No so, as it turned out. Events have intervened, Republican politicians and their party have managed to adapt, and — as often happens — issue appeals that resonated in one political context have turned out to be less important than the fundamentals in another. The politics of immigration, for instance, turned out to look somewhat different once the issues were a sweeping executive amnesty and a child migration surge rather than the DREAM Act and the vague promise of something bipartisan and “comprehensive.” The politics of contraception turned out to be pretty easy to finesse by G.O.P. politicians with an ounce of savvy and no Akinesque tics, and the politics of abortion absolutism, as pursued by Wendy Davis and Mark “Uterus” Udall, turned out to be maybe not the way to turn Texas blue or keep Colorado from turning red. The turnout surge among minority voters that was crucial to Democrats in 2012 wasn’t easily replicated, notwithstanding efforts to use Ferguson and Trayvon Martin as rallying points. That amazing Democratic get-out-the-vote operation, staffed by geniuses and whiz kids, turned out to matter a lot less to who voted, and for whom, than more old-fashioned indicators like the president’s approval ratings. And nobody, but nobody, cared how many millions liberal billionaires spent trying to make climate change an issue.
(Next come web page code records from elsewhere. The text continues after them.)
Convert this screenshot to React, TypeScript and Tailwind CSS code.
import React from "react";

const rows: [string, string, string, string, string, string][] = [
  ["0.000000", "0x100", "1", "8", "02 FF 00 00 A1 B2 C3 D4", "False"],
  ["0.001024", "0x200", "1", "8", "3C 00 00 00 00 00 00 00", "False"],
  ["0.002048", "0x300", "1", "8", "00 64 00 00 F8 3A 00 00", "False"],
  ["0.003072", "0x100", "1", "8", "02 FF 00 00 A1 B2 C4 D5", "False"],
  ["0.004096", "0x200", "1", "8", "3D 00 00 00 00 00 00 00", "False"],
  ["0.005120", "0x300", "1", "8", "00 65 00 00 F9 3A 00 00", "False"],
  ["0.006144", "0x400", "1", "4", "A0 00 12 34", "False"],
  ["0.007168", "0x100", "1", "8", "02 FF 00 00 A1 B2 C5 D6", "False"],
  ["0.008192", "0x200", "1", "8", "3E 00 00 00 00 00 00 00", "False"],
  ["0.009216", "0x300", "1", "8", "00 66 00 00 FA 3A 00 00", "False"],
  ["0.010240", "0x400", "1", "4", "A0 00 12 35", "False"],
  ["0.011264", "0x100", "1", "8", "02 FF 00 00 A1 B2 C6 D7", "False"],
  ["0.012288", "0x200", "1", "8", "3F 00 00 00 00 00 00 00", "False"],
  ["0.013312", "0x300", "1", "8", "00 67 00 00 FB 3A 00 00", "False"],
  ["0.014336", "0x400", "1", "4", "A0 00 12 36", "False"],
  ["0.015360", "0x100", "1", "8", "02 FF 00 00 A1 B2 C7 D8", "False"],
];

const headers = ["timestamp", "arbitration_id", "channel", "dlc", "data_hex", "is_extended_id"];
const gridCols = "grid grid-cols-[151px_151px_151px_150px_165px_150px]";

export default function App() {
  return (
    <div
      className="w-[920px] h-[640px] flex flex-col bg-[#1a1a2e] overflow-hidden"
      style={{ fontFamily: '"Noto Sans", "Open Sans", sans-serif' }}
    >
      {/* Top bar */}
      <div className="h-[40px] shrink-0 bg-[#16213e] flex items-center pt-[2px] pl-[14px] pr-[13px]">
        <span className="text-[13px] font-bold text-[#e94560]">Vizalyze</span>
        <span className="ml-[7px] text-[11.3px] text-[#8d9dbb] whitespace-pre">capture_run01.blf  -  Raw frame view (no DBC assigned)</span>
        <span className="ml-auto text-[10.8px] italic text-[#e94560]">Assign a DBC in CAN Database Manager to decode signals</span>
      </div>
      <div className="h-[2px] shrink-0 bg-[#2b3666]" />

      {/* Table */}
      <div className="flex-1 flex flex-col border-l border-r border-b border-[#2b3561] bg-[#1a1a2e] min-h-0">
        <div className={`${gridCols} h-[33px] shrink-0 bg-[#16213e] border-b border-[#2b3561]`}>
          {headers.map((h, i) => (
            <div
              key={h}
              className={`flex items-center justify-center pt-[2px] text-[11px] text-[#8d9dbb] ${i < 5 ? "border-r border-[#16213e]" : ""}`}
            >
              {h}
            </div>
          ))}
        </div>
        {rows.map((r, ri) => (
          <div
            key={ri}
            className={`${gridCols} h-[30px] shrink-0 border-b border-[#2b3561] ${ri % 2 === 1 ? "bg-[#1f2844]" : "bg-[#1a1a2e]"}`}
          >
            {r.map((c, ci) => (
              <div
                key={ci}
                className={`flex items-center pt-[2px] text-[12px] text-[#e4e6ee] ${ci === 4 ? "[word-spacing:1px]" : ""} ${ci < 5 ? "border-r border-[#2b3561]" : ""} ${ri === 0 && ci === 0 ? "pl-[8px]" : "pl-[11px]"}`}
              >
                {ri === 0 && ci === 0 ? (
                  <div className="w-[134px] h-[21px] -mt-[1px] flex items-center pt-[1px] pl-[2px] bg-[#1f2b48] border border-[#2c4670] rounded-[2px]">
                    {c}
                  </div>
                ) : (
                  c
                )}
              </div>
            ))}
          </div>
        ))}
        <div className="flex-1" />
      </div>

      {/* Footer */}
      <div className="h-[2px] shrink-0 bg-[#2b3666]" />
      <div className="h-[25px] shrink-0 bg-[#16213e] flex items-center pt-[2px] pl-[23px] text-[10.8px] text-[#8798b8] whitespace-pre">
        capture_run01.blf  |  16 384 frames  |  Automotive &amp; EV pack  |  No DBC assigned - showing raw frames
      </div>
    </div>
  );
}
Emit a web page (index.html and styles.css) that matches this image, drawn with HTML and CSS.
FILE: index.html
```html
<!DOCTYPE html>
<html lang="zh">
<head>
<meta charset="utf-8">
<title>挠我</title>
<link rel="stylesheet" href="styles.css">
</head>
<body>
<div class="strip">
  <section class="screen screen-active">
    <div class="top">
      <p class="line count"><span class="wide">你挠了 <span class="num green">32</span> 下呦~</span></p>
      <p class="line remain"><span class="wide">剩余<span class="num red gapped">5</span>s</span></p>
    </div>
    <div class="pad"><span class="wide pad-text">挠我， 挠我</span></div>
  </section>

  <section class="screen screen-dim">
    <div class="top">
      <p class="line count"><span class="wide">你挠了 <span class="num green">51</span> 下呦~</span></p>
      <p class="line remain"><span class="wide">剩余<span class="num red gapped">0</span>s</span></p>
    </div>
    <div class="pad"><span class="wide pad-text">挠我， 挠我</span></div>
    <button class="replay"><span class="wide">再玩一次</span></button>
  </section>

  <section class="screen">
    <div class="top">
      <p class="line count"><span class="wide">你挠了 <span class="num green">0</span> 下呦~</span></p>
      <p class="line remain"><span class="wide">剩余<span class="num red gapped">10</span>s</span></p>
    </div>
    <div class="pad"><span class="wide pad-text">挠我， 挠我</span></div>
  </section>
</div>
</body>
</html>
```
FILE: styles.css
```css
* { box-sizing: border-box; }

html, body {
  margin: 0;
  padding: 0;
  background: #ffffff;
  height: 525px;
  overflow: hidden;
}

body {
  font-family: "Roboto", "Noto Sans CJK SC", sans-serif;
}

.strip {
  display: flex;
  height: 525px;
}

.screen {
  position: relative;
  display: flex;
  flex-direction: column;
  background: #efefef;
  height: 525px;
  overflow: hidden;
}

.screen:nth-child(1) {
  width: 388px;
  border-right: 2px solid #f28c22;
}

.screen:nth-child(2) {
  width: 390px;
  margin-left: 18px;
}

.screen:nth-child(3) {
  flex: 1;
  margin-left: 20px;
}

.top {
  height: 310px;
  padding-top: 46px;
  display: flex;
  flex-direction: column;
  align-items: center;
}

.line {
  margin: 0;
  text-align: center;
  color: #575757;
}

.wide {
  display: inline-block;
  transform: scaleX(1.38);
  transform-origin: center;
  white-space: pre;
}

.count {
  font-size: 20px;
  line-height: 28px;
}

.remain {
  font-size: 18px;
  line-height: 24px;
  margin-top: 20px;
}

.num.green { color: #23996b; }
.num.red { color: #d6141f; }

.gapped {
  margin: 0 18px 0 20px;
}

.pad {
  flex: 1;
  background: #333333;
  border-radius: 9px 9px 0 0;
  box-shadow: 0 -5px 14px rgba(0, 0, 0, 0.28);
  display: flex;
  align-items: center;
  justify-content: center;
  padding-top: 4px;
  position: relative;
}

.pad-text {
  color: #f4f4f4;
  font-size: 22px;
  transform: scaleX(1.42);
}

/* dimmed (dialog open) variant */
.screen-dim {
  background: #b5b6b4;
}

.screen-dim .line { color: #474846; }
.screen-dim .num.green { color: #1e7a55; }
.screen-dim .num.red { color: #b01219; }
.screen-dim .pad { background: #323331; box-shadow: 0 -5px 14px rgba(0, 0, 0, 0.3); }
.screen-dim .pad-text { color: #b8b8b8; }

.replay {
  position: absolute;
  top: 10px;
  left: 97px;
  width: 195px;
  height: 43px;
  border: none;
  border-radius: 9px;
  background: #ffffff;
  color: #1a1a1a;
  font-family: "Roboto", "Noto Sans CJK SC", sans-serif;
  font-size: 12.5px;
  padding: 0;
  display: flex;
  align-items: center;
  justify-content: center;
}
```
Again: It’s one election, it’s a midterm (with the lower, whiter turnout that entails), the long-term structural forces still look good for Democrats, their presidential coalition can still be plausibly reassembled by Herself in 2016. But sufficient to the day the election thereof. And on this day, in this election, the Republican Party successfully told liberalism’s arc of history to get bent.

Timothy Carney nails it. Obama seems to be good at only one thing.
What did Obama do well? Get people to vote for him, mostly. How did he do this? Through gimmicks and posturing. His data-heads found that bringing Beyonce and Jay Z to rallies sparked the interest of exactly the sort of young voters who might stay home but will certainly vote Democrat if they show. He found that talk of battling the special interests was a winning message.

In other words, Obama is the best product marketer in America, but he only learned how to sell one product: Obama.

In this light it makes sense that Obama ran for president after only a couple of years in the Senate. You want an accomplishment? He got elected to the Senate.

When Obama was asked in 2008 about executive experience, he answered that he had led a giant presidential campaign.

This, it seems, was the entirety of politics for Obama: getting people to vote for him. Successful politics begins there. Obama’s politics end there.

I'm going to enjoy the afterglow of yesterday's victories today because I'm sure I'm going to be infuriated at Republicans soon enough. I've lived long enough to have seen both Republican and Democratic swings in elections. Neither party will gain a permanent majority. That is what our system is designed to prevent. And that is a good thing.